Ese espíritu constituyente de los treinta aún pervive en Catalunya, como también el espíritu destituyente quincemayístico, aquel que se desengancha de un régimen del 78 que tiene dificultades para dar respuesta a las preguntas que se le acumulan y que ve en la república catalana un horizonte más atractivo y alcanzable que la reforma del Estado español. Perviven con otros espíritus más, como el de los que han transitado del nacionalismo convergente o el federalismo al independentismo.

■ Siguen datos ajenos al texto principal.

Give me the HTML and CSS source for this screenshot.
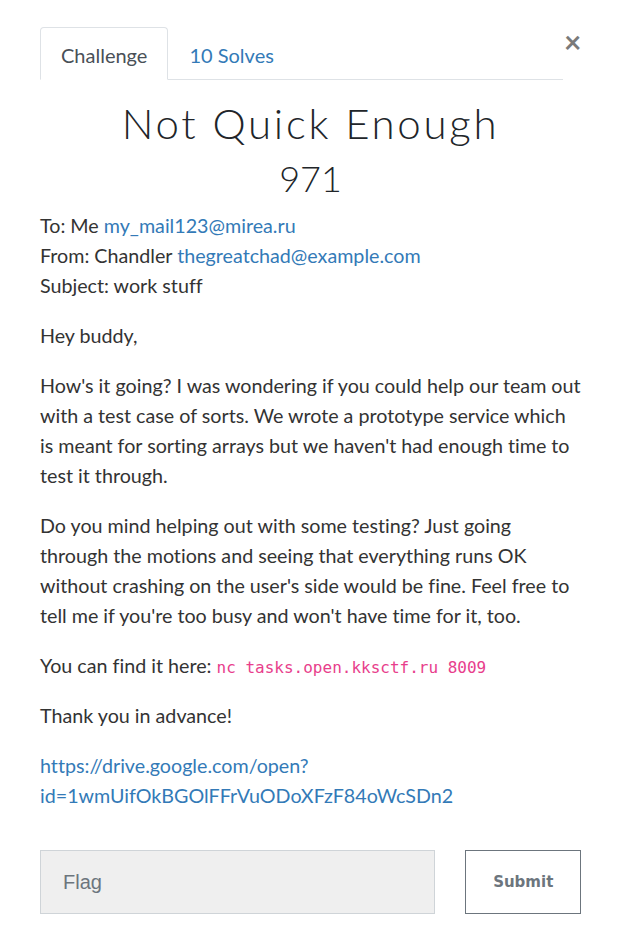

“No es casualidad tampoco que uno de los primeros elementos formales de ruptura con el franquismo fuera la restauración de la Generalitat, con el retorno del presidente Tarradellas en el exilio, antes de que España se dotase de una Constitución”, afirmaba Pablo Iglesias en su discurso de la moción de censura a Mariano Rajoy: “Con ello se reconocía que Cataluña se organizaba según un orden político propio, que no derivaba de la Constitución del 78, por más que mostrase su voluntad de ajustarse a él en la medida en que La Constitución lo reconociera”. Y concluía: “Lo que hoy revelan las élites de los viejos partidos dinásticos del 78 y su nuevo complemento anaranjado es, básicamente, su incapacidad para pensar el Estado como estructura de derecho y legalidad y España como vínculo emocional y afectivo basado en el reconocimiento de las plurales tradiciones de sus pueblos”.
Con esa idea, Unidos Podemos convocó una asamblea de parlamentarios y alcaldes –a la que asistió ERC– y que culminó con un manifiesto –firmado también por el PDeCAT– que llamaba a un referéndum pactado.
El escritor Isaac Rosa reflexionaba así en el prólogo de La Rebelión Catalana, de Antonio Baños en 2014: “Hay varias razones por las que un español querría que la rebelión catalana consiguiese sus objetivos [...] comprobar si se cumple o no el vaticinio que hace [Antonio] Baños en estas páginas: que esa rebelión pueda suponer la demolición de lo que llama ”el R78“, el ruinoso régimen surgido de la Transición. Es decir, que ese día se hará realidad la profecía favorita de la mad-press: el ”¡España se rompe!“, que a fuerza de repetirla va camino de ser una profecía autocumplida. Que ”esta“ España, la del R78, se rompa, pero de verdad, sin posibilidad de arreglo”.
Ese análisis, el de que la crisis catalana es una expresión más de la crisis del régimen del 78, lo expresa Alberto Garzón, quien apunta a una república federal: “Este horizonte constituyente es necesario porque nuestro país es plurinacional y porque la Constitución de 1978 está agotada como consecuencia de la ofensiva neoliberal de los últimos años. La república es paz y soluciones políticas”.
Frente al café para todos, el Estado autonómico y un solo demos, se plantea la República Catalana o el Estado plurinacional, un nuevo horizonte constituyente con la premisa del derecho a decidir, las soberanías compartidas y con Catalunya como sujeto político fruto de una profundización democrática republicana.
Y si en el 15M; en la abdicación de Juan Carlos; o en las elecciones del 20D o el 26J, el orden del 78 no terminaba de morir y el nuevo no terminaba de nacer, el 1-O en Catalunya sí que amenaza con una sacudida que haga más que tambalear el edificio constitucional e institucional, y apunta la posibilidad de levantar uno nuevo.